Researchers from the University of Liverpool are leading a new campaign to tackle a disease in cattle that costs the UK economy £300m each year.
The £1 million project will look at how to improve the detection and control of liver fluke, a disease that is transmitted by the dwarf pond snail and is found on over 75% of UK dairy farms.
The disease causes cattle to lose weight, become anaemic, lethargic and reduces productivity in dairy and beef herds. Outside of the UK, there have also been examples of it being transmitted to humans.
Veterinary parasitologist, Professor Diana Williams, from the University’s Institute of Infection and Global Health, said: “This disease is on the increase, partly due to climate change and changes in farming practices and it is fast becoming difficult to treat because of growing resistance to medication.”
To combat this problem, scientists at Liverpool are collaborating with the farming industry, to undertake a four-year research programme that will improve management of the disease; use drug treatment sustainably; create practical differences in farming techniques; and develop detection processes to mitigate the impact of the disease on the UK farming industry.
As well as improving the use of treatments at specific times of year to slow the development of drug resistance, the team will create a system to categorise snail habitats that can be used alongside satellite imagery for individual farms.
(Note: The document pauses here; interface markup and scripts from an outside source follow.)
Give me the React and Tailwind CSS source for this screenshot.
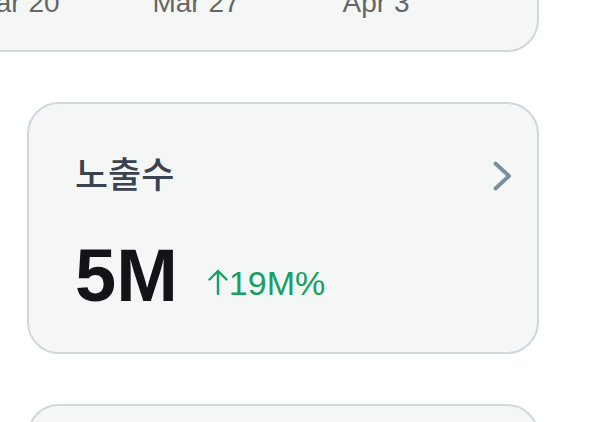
import React from "react";

const ChevronRight = () => (
  <svg width="20" height="32" viewBox="0 0 20 32" fill="none">
    <path
      d="M3.5 3.5 L17 16 L3.5 28.5"
      stroke="#78909c"
      strokeWidth="3.8"
      strokeLinecap="round"
      strokeLinejoin="round"
    />
  </svg>
);

const ArrowUp = () => (
  <svg width="20" height="26" viewBox="0 0 20 26" fill="none">
    <path
      d="M10 2 L10 25 M1.5 10.5 L10 2 L18.5 10.5"
      stroke="#16a062"
      strokeWidth="2.4"
      strokeLinecap="round"
      strokeLinejoin="round"
    />
  </svg>
);

const axisLabels = ["Mar 20", "Mar 27", "Apr 3"];

// chart card: only its bottom edge is on screen
const ChartCard = () => (
  <div className="ml-[-127px] w-[639px] rounded-[32px] border-2 border-[#cfd8dc] bg-[#f5f7f7] pl-[24px] pt-[24px] pb-[33px]">
    <div className="h-[161px]" />
    <div className="flex">
      {axisLabels.map((label) => (
        <div
          key={label}
          className="w-[180px] text-center text-[28px] leading-none text-[#666666]"
        >
          {label}
        </div>
      ))}
    </div>
  </div>
);

const StatCard = ({ title, value, change }) => (
  <div className="w-[512px] rounded-[32px] border-2 border-[#cfd8dc] bg-[#f5f7f7] pl-[46px] pr-[25px] pt-[48px] pb-[39px]">
    <div className="flex items-center justify-between">
      <span
        className="text-[36px] font-medium leading-none text-[#3a4350]"
        style={{ fontFamily: '"Noto Sans CJK KR", "Noto Sans", sans-serif' }}
      >
        {title}
      </span>
      <span className="mt-[8px]">
        <ChevronRight />
      </span>
    </div>
    <div className="mt-[47px] flex items-end">
      <span className="text-[74px] font-bold leading-none text-[#121417]">
        {value}
      </span>
      <span className="ml-[30px] mb-[13px] flex items-end text-[34px] leading-none text-[#16a062]">
        <span className="mb-[5px] mr-[1px]">
          <ArrowUp />
        </span>
        {change}
      </span>
    </div>
  </div>
);

export default function App() {
  return (
    <div
      className="h-[422px] w-full overflow-hidden bg-white"
      style={{ fontFamily: '"Liberation Sans", Arial, sans-serif' }}
    >
      <div className="mt-[-198px] flex flex-col gap-[50px] pl-[27px]">
        <ChartCard />
        <StatCard title="노출수" value="5M" change="19M%" />
        <StatCard title="클릭수" value="12K" change="8%" />
      </div>
    </div>
  );
}
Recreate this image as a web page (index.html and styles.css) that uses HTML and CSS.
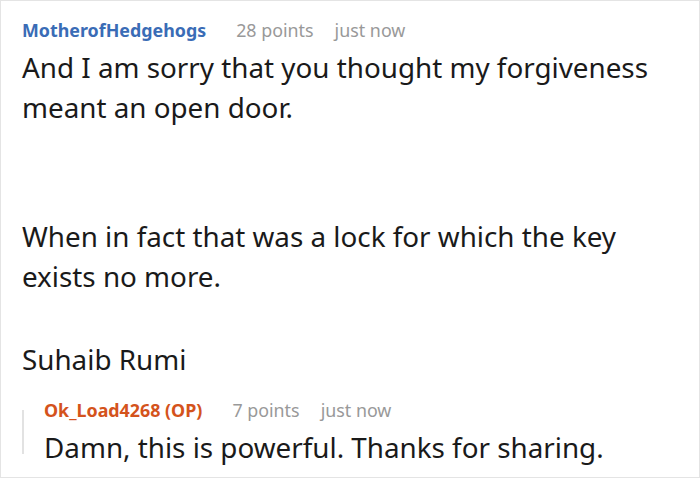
FILE: index.html
```html
<!DOCTYPE html>
<html lang="en">
<head>
<meta charset="utf-8">
<title>Comment</title>
<link rel="stylesheet" href="styles.css">
</head>
<body>
<div class="frame">
  <div class="comment">
    <div class="meta">
      <span class="author">MotherofHedgehogs</span>
      <span class="points">28 points</span>
      <span class="time">just now</span>
    </div>
    <div class="body">
      <p>And I am sorry that you thought my forgiveness meant an open door.</p>
      <p class="gap-lg">When in fact that was a lock for which the key exists no more.</p>
      <p class="gap">Suhaib Rumi</p>
    </div>
    <div class="reply">
      <div class="thread-line"></div>
      <div class="reply-content">
        <div class="meta">
          <span class="author op">Ok_Load4268 (OP)</span>
          <span class="points">7 points</span>
          <span class="time">just now</span>
        </div>
        <div class="body">
          <p>Damn, this is powerful. Thanks for sharing.</p>
        </div>
      </div>
    </div>
  </div>
</div>
</body>
</html>
```
FILE: styles.css
```css
html, body {
  margin: 0;
  padding: 0;
  background: #fff;
}

.frame {
  width: 700px;
  height: 478px;
  box-sizing: border-box;
  border: 1px solid #e4e4e4;
  padding: 17px 22px 0 21px;
  font-family: "Noto Sans", "Open Sans", sans-serif;
  overflow: hidden;
}

.meta {
  display: flex;
  align-items: baseline;
  font-size: 17.85px;
  line-height: 24px;
  height: 24px;
  white-space: nowrap;
}

.author {
  font-weight: 700;
  color: #3a6cb6;
}

.author.op {
  color: #d4531c;
}

.points {
  color: #999;
  margin-left: 30px;
}

.time {
  color: #999;
  margin-left: 21px;
}

.body {
  margin-top: 5px;
  font-size: 27.8px;
  line-height: 40px;
  color: #1a1a1a;
}

.body p {
  margin: 0;
}

.body p.gap-lg {
  margin-top: 89px;
}

.body p.gap {
  margin-top: 43px;
}

.reply {
  display: flex;
  margin-top: 19px;
}

.thread-line {
  flex: none;
  width: 2px;
  height: 44px;
  margin-top: 12px;
  margin-right: 20px;
  background: #e2e2e2;
}
```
Professor Williams added: “We will also look at husbandry practices and physical and environmental factors from a study of 250 farms to feed into statistical and mathematical models that will help us determine more effectively why some farms have fluke whilst others in close proximity do not.”
The initiative is co-funded by the Biotechnology and Biological Sciences Research Council (BBSRC), and the five UK meat and milk levy boards, EBLEX (English Beef and Lamb Executive), HCC (Meat Promotion Wales), Quality Meat Scotland, AgriSearch (Northern Ireland), and DairyCo. It also involves researchers from the Moredun Research Institute, the Centre for Ecology and Hydrology and the Scottish Rural University College (SRUC).